Config-Driven Design: Everything Comes Together

All of this abstraction pays off in the configuration file. Here’s an example configuration for post training.

type: causal
micro_batch_size: 1
exit_iteration: 10
min_iterations: 10

deepspeed:
  zero_optimization:
    stage: 3

optimizer:
  learning_rate: 1e-5

model:
  #type: "liger"
  name_or_path: hf-internal-testing/tiny-random-LlamaForCausalLM
  #name_or_path: TinyLlama/TinyLlama_v1.1
  #name_or_path: meta-llama/Llama-3.1-8B

  attn_implementation: flash_attention_2
  #attn_implementation: sdpa

  dtype: bf16

data:
  sources:
    - type: huggingface_causal
      # the first dataset is tiny but fast to download to try it out
      name_or_path: stas/gutenberg-100:train[:100]
      # this is 14GB-large
      # name_or_path: manu/project_gutenberg:en[:100]
      # split: en
      # sample_count: 100_000

  cache_dir: /tmp/data-cache
  num_proc: 16
  dl_num_workers: 1

  max_length: 2048

logger:
  level: WARNING
#  level: INFO

  output_dir: "logs"
  #file_output_ranks: [0,1]
  print_output_ranks: [0,1,2,3,4,5,6,7]

checkpoint:
  - type: huggingface
    save_every_n_steps: 300
    #save_end_of_training: true
    output_dir: /tmp/ft-model

To run this recipe, it’s as easy as running a single command arctic_training run-causal.yml. It also allows configuring different parameters using a single file.

Why this pattern works?

What I like most about ArcticTraining’s design is that it:

  • Encourages composition over inheritance
  • Keeps control flow explicit
  • Makes configuration executable
  • Scales well as the system grows

Wrap up

This codebase is a great reminder that good architecture doesn’t require exotic patterns or heavy frameworks. A small set of ideas — registries, factories, callbacks, and configuration — applied consistently can go a long way.
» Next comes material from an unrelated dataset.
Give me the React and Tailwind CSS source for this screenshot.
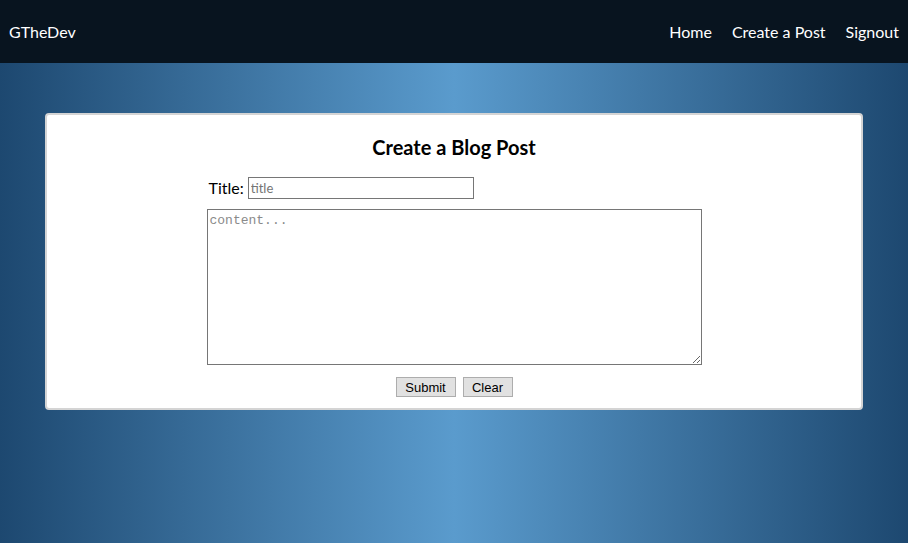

Here are a few practical heuristics for spotting when these patterns might be useful.

Factory smell: conditionals on configuration

If you see code like this:

if config.type == "causal":
    data = CausalDataFactory(...)
elif config.type == "sft":
    data = SFTDataFactory(...)
elif config.type == "rlhf":
    ...

this is a factory smell. You’re selecting behavior based on runtime configuration. A factory pattern helps turn names into objects and removes conditional logic from your application code.

Registry smell: manual bookkeeping

If you start maintaining a dictionary like this:

FACTORIES = {
    "causal": CausalDataFactory,
    "sft": SFTDataFactory,
}

this is where a registry becomes useful. A registry allows implementations to register themselves automatically, avoiding centralized bookkeeping and making it easier to extend the system without modifying existing code.

Callback smell: subclassing to tweak behavior

If you find yourself writing subclasses like:

class MyDataFactory(BaseDataFactory):
    def load(self):
        data = super().load()
        data = slice(data)
        data = pack(data)
        return data

and another subclass like:

class MyOtherDataFactory(BaseDataFactory):
    def load(self):
        data = super().load()
        data = filter(data)
        return data

this is a signal that inheritance is being used to compose behavior. Callbacks solve this by allowing extensions to hook into well-defined lifecycle points without overriding methods. Instead of choosing one subclass, multiple behaviors can be composed declaratively and applied in a predictable order.